(Given exercise):
Leaving out all pictures, please print only the lines from the one containing "Reproduce this screenshot" through the one containing "const stores = ['구이', '구이도두점', '구이삼화점', '구이법원점', '구이연동본점'];".

(Stored rows):

□ □ □

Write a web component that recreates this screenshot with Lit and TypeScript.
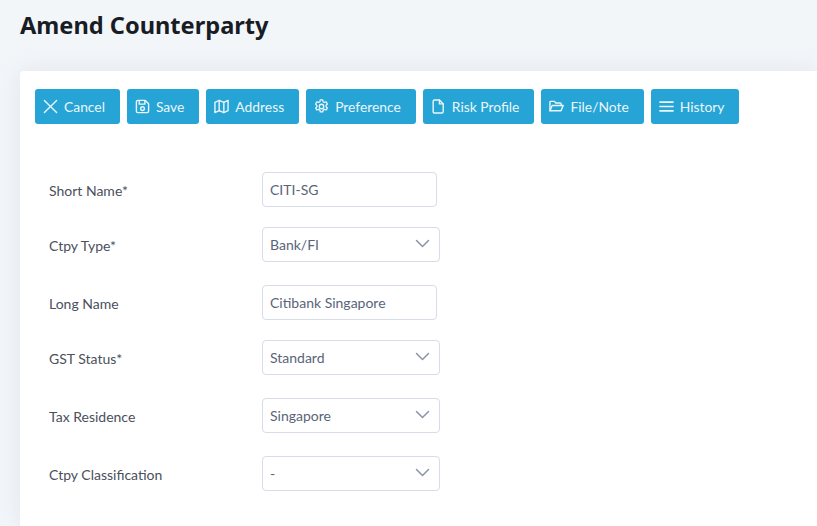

□ □ □

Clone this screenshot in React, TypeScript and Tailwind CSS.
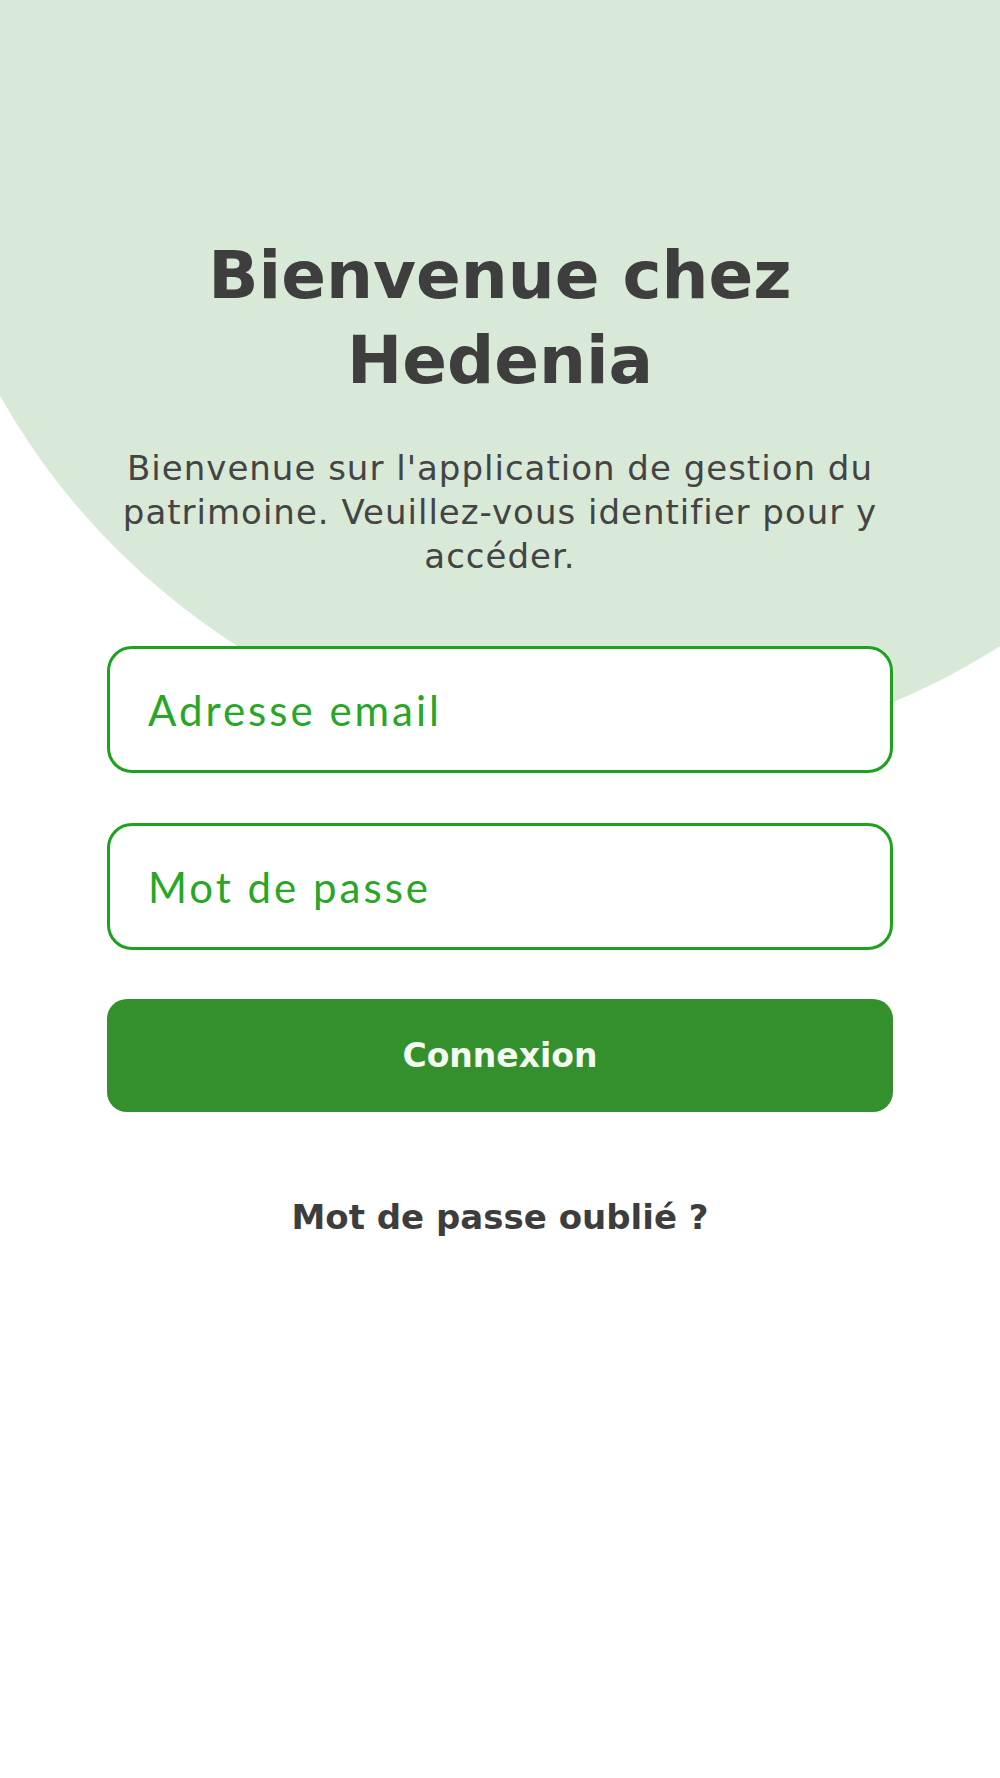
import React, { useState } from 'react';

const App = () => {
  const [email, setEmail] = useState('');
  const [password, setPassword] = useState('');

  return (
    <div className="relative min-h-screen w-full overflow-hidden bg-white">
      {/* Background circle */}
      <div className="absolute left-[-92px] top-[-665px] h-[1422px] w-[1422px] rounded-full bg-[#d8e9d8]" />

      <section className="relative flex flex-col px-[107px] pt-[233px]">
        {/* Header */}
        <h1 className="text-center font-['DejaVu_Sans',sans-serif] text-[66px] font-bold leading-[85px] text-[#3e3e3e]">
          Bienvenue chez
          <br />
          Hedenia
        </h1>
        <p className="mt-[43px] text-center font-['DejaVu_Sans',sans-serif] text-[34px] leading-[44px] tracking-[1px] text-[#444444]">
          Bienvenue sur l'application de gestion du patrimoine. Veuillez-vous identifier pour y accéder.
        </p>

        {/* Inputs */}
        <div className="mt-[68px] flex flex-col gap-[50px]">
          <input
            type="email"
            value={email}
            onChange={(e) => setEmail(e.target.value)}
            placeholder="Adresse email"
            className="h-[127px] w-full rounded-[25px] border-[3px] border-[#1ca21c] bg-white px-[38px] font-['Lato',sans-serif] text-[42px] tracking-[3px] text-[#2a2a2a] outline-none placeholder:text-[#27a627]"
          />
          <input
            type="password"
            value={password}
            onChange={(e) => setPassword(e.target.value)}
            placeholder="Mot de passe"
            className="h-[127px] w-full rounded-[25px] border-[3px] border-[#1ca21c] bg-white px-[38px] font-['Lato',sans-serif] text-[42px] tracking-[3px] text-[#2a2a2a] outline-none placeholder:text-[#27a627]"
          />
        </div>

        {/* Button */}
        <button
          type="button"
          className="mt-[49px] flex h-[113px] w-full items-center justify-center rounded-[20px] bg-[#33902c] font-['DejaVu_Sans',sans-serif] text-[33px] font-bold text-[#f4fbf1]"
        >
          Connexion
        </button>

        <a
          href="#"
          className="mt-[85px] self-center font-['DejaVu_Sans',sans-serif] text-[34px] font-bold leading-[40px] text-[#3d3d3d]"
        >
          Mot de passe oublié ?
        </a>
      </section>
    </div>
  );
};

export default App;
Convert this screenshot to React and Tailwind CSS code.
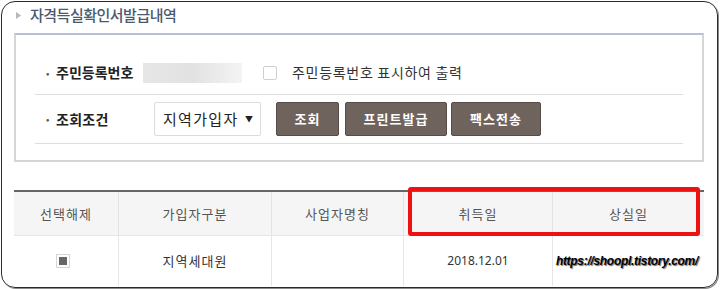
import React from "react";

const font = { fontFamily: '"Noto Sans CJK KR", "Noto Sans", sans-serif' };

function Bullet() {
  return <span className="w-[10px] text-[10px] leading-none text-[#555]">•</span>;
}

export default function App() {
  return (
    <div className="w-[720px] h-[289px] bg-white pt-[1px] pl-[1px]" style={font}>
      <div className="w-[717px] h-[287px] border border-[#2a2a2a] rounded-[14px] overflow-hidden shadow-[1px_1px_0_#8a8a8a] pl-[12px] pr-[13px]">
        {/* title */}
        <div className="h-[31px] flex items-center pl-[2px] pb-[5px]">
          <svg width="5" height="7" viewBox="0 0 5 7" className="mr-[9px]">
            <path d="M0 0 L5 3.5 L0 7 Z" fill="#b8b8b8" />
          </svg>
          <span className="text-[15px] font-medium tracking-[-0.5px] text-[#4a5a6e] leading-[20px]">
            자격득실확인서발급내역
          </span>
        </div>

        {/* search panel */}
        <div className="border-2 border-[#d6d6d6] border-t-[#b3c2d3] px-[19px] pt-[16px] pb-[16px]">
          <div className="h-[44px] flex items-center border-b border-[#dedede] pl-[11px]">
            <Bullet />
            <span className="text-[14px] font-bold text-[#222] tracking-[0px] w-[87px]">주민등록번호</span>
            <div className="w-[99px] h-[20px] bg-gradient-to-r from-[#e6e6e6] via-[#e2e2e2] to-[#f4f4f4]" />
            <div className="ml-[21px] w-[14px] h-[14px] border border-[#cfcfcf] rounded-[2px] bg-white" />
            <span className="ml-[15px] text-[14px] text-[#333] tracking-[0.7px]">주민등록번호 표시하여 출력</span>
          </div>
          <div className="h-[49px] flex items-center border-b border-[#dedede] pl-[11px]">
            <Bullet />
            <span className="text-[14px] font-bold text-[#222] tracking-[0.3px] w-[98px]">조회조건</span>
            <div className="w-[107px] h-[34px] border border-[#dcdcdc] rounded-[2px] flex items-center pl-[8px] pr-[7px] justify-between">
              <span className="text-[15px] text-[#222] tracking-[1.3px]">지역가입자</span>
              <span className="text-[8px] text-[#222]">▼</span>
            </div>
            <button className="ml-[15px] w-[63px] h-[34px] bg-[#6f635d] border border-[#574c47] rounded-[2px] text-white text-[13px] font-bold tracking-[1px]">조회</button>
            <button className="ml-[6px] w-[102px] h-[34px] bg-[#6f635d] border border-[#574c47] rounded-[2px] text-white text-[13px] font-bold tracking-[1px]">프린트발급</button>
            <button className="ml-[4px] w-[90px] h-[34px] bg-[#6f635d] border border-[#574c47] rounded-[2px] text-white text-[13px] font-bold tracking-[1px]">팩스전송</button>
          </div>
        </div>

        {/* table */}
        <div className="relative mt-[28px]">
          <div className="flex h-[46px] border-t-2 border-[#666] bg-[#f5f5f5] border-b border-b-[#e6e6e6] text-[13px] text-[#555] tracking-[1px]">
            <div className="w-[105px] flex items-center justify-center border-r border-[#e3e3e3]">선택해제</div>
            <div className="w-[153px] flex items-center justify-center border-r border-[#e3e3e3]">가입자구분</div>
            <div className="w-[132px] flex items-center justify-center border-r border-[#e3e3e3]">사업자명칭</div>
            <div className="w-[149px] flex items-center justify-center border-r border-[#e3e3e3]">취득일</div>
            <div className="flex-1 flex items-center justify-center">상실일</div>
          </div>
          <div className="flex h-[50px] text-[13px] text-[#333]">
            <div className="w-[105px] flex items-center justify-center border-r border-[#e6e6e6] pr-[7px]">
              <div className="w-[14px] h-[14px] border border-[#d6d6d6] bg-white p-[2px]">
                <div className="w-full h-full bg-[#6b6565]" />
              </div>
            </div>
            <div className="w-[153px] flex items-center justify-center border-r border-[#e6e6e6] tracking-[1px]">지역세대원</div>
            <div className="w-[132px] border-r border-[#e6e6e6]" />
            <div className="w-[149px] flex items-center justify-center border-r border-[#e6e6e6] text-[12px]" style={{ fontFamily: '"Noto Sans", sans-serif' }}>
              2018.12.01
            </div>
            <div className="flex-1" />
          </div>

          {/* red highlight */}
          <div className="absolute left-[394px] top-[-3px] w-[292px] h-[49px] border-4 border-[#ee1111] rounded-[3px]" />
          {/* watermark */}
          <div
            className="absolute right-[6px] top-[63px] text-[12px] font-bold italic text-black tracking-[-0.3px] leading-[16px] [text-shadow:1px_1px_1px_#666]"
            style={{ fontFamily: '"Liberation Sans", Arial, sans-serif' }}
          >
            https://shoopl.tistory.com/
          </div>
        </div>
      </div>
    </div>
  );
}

□ □ □

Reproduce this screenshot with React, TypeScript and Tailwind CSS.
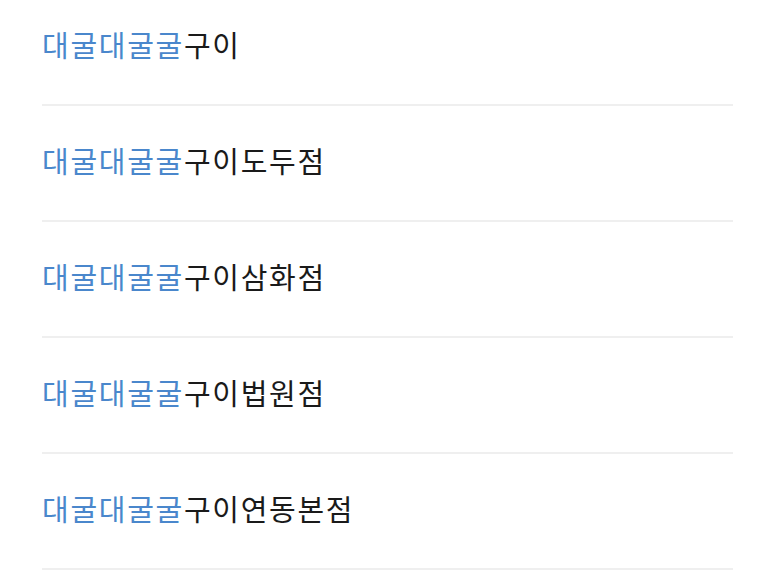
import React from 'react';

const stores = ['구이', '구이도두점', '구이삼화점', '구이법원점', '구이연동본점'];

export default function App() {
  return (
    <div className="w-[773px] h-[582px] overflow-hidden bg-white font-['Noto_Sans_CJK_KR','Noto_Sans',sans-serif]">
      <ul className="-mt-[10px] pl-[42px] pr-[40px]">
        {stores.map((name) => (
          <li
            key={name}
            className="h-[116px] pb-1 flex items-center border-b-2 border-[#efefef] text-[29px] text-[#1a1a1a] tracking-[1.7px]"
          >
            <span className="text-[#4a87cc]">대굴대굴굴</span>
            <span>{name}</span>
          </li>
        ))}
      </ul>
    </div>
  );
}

□ □ □

(Result):
Reproduce this screenshot with React, TypeScript and Tailwind CSS.
import React from 'react';

const stores = ['구이', '구이도두점', '구이삼화점', '구이법원점', '구이연동본점'];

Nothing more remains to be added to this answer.